Dave the Cynic, signing off...
4 comments:
Ah, the beauty of the Random/Chaos theory ...
It's true that the chances of you being exactly the person you are almost zero, with so many random factors influencing your character variable, both before and after conception.
But, this variable eventually had to take a value, so here you are. Even if you had turned into a different person, you'd be pondering the same thing again.
There sure are more possible Dave versions that we can count (almost infinite), but since they never took form, it's absurd to talk about people that gave way so that each one of us could be what he/she is today.
Some believe in Destiny; a convenient approach, "it was meant to be this way, so accept it already".
Some believe in Randomness; more complex to comprehend, "it could be different, but it didn't, so it never was, so accept it already".
In my opinion, we're not special or anything; we just turned out this way.
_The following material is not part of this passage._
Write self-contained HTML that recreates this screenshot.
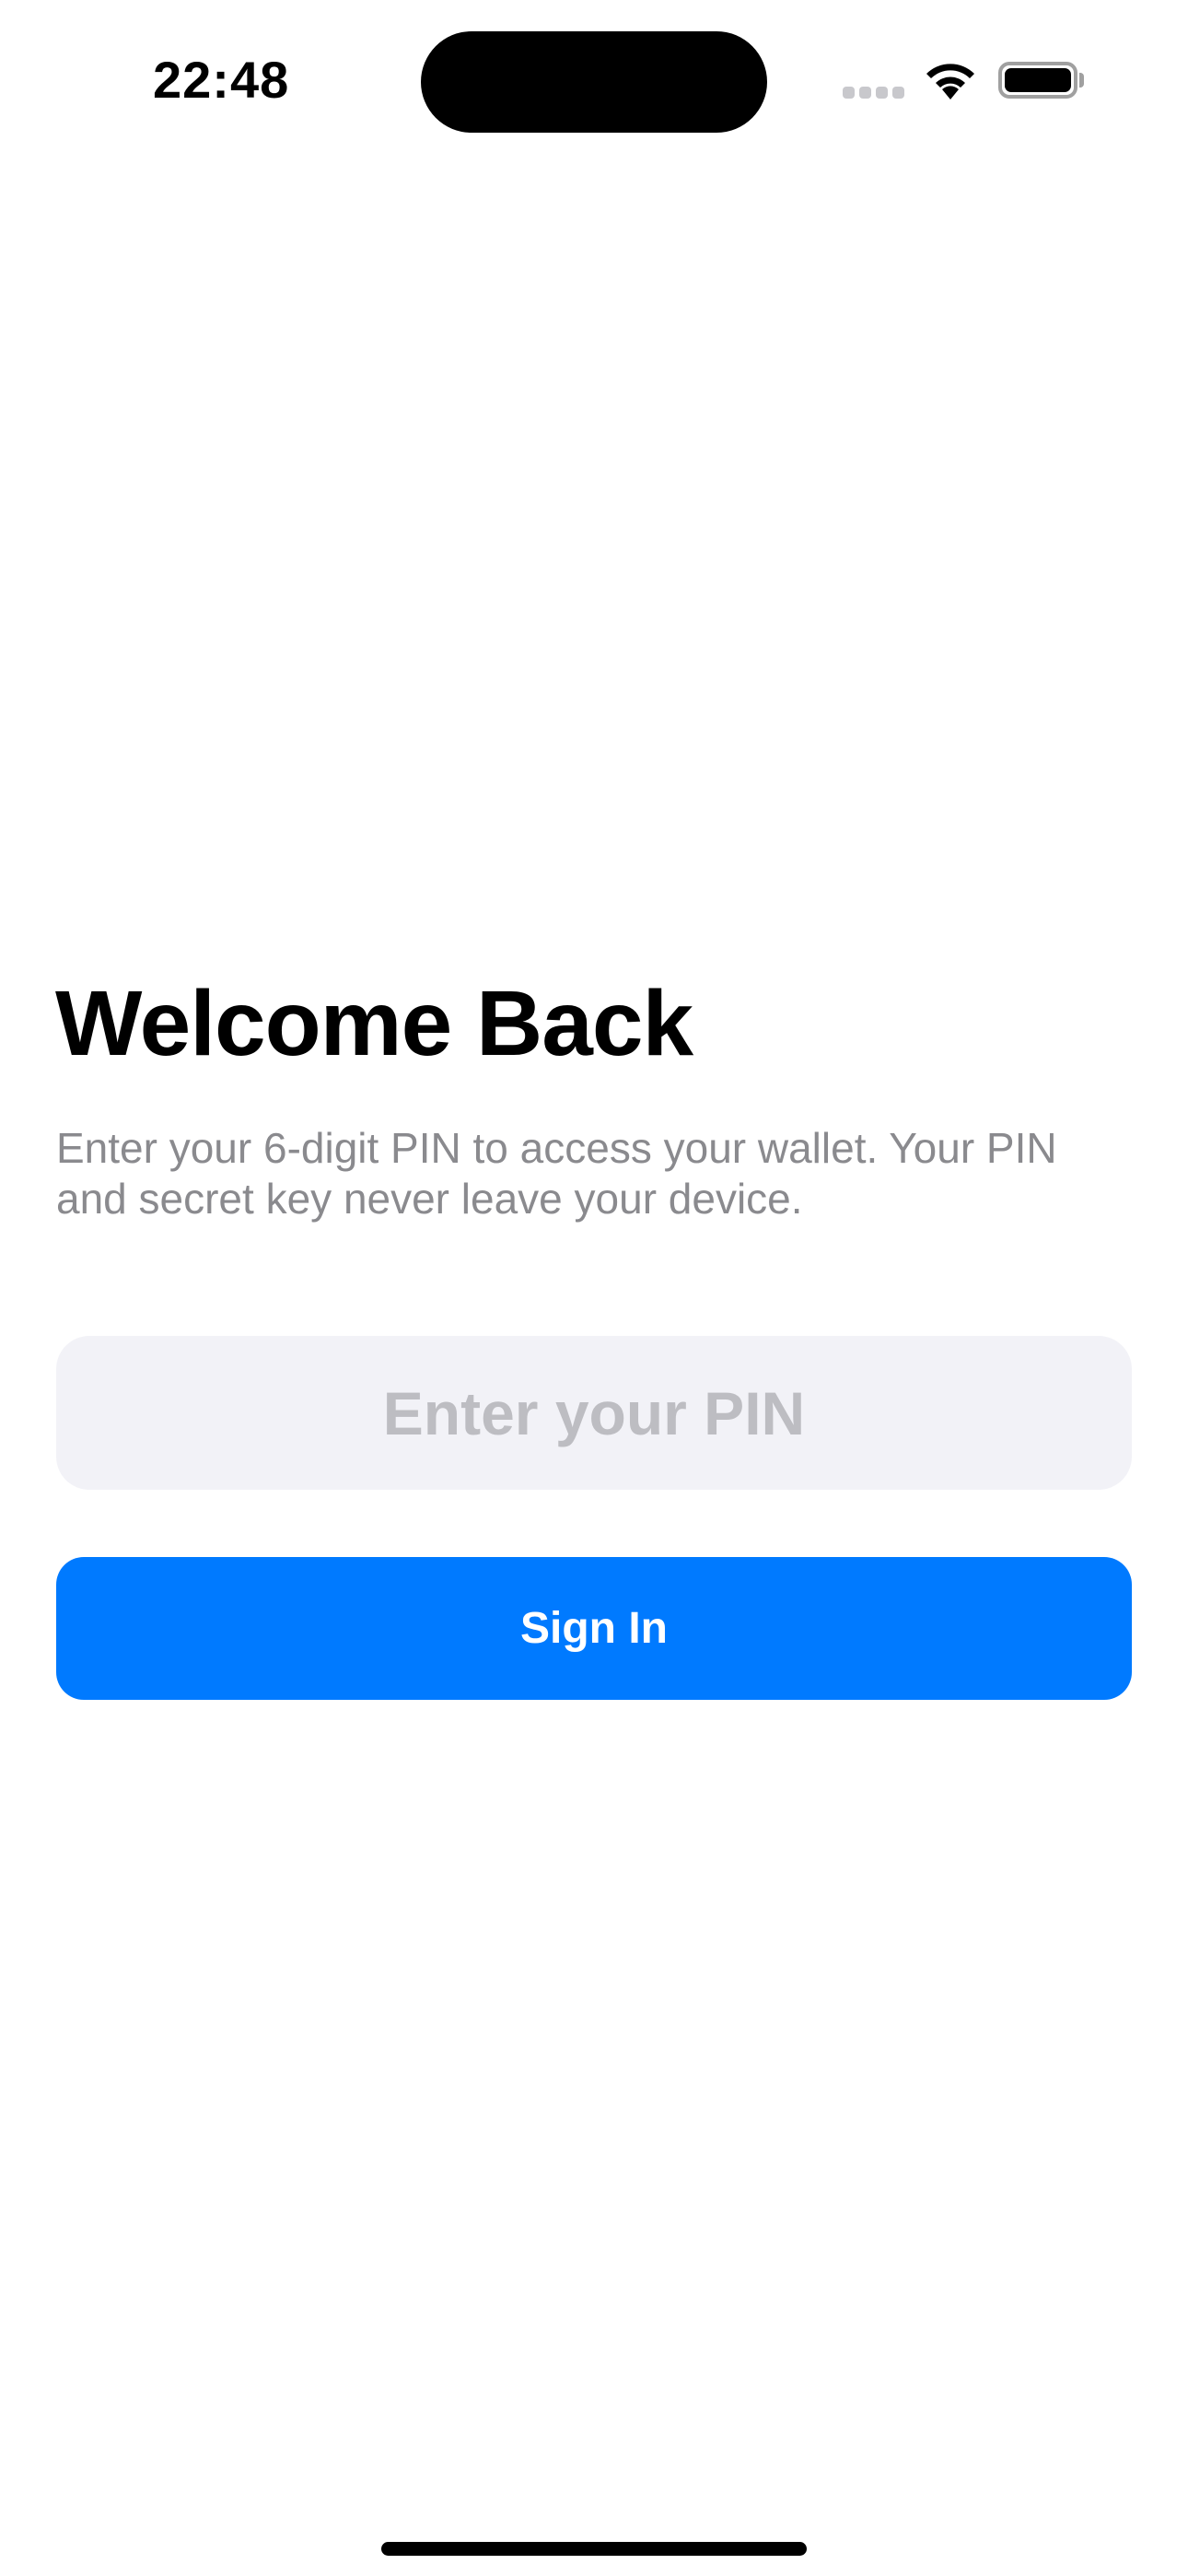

For better or for worse, we shall never know ...
Chaos. Oh Discordia! We're born, and our being here is constant and there's nothing to be done about it. We take what we've been given and run with it. No sense in pondering why, really; no sense in examining the incalculable odds that led to our birth; no sense in wondering the infinite number of variances that could change everything. Verily, everything is vanity!
That outlook is too depressing for me. I'm too much an optimist. Not to the point of being naive, but what's the harm in having a positive outlook on life? We're born, life happens, deal with it or get crushed by it, but in all give glory to God, because it could always be worse. Always.
I hope you don't disappear from the blog-world like Marky did. I rather enjoy reading your random thoughts.
I wouldn't feel too bad about not dressing formal. I figured there would be both those formally and informally dressed there and went in jeans as well.
At my funeral you can wear whatever you want, in case you were wondering.
Glad you posted! I miss reading them daily.
Have a great trip to Las Vegas. :)
Great feedback, Dry! I should try to wax philosophical more often...
Logan, thanks for the encouragement. I doubt I'll follow Marky's footsteps, at least any time soon... I have too many funny pictures in my archive I have yet to post!
Rebekah, I can pretty much guarantee I'll be wearing a white, wispy sort of robe thing to your funeral... since I'm sure I'll be long gone well before then!